Monday, January 19, 2009

So now what...

Dave Freer posting:
I am running late with this. Call it delayed reaction if you like. Hey call it anything (I don't care that deeply :-) a sort of balance between a thick skin about personal insults and a deep sensitivity about your work are baseline requirements for a writer. I just turned in the next book DRAGON'S RING and that is always a moment of profound mental cock-up for me. I hate letting go. But I can't wait to. I'm in love with it. But I hate it...

If I was a parent and it was my baby, social services would be checking on me every ten seconds and considering foster care... and talking to me about adoption.
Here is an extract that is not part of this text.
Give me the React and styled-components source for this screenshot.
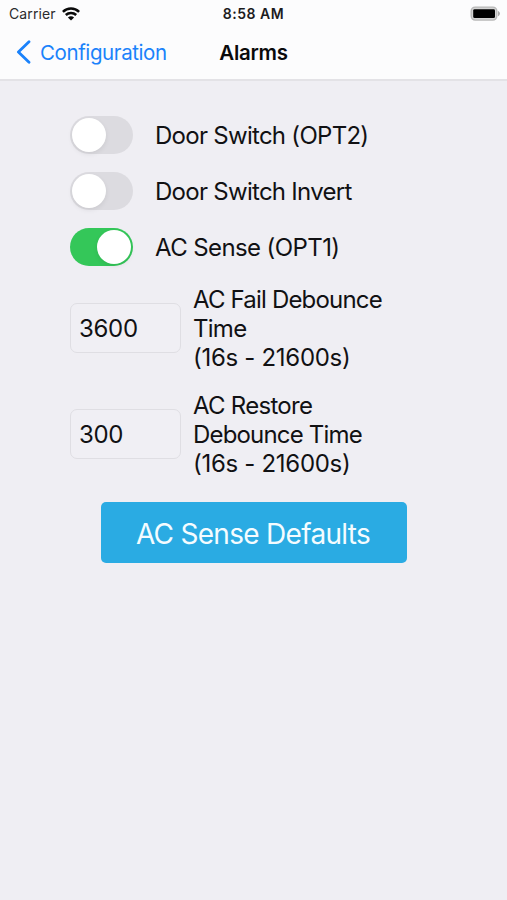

Which is appropriate as a comparison in some ways. It's one of the hardest things for an author (or this one anyway). You've obsessed, sweated blood and cursed and swore, and torn your hair in dispair and slogged and wrestled and fought for the right words and linkages, and cried on the keyboard... and then it is gone. You've turned it out into the world. And your publisher might be much much better at editing and the rest off the process... but it is not their precious book. It's just another.

Passing that parcel is a profoundly depressing thing to do (ameliorated if they pay A LOT - then you know they'll take care).

But they can give it what you can't...

Still won't stop me worrying about the cover, the editing, the distribution and if other people also love it. Letting go is hard, as is the fear that someone will reject or even not utterly love your creation. (I've known some authors to keep revising for years rather than face this.)

Good luck, little book.

And now... to something completely different.

Oh, BTW, it would appear that SLOW TRAIN TO ARCTURUS won the sf novel P&E poll. Thank you very much to all who voted for it!

8 comments:

Rowena Cory Daniells said...

I love your comment about writers needing two things at once. They need the ability to slough off criticisms about their book/writing while caring passionately and feeling deeply.

Isn't that the truth!

Cheers, R.

Rowena Cory Daniells said...

And Congratulations on winning the SF P&E Poll!

Unknown said...

Thank you, Rowena. I have this theory about writers often being like cast-iron pots. They cook the best food, they can take fierce heat and re-radiate it slowly and steadily so the meal in them is cooked not burned. They're as hard as... iron, in their will and convicition. But just like cast iron they're actually very fragile. If you hit steel or aluminum it bends, often dents. Cast iron doesn't bend or dent. Either things bounce off, or they break. That's so many authors that I know.

Rowena Cory Daniells said...

Trust a writer to come up with such a good analogy!

Sarah A. Hoyt said...

I love the cast iron analogy. I've just chosen to assume I was nuts. I'd much rather think of myself as iron.

Of course, this brings to mind mom's comment to me which was a great part of my training. "Iron women don't cry. Other women and men even are allowed to cry, but we aren't. If we started crying, we'd rust, and then who'd hold the family together?"

Perhaps I should change it to "Iron writers don't cry. If we rusted, who'd hold mythos together?"

Sarah

Pati Nagle said...

Congrats on the poll win!

John Lambshead said...

Congratulations!
well deserved.
J.

Unknown said...

Thank you all. The praise is due to the network, not me.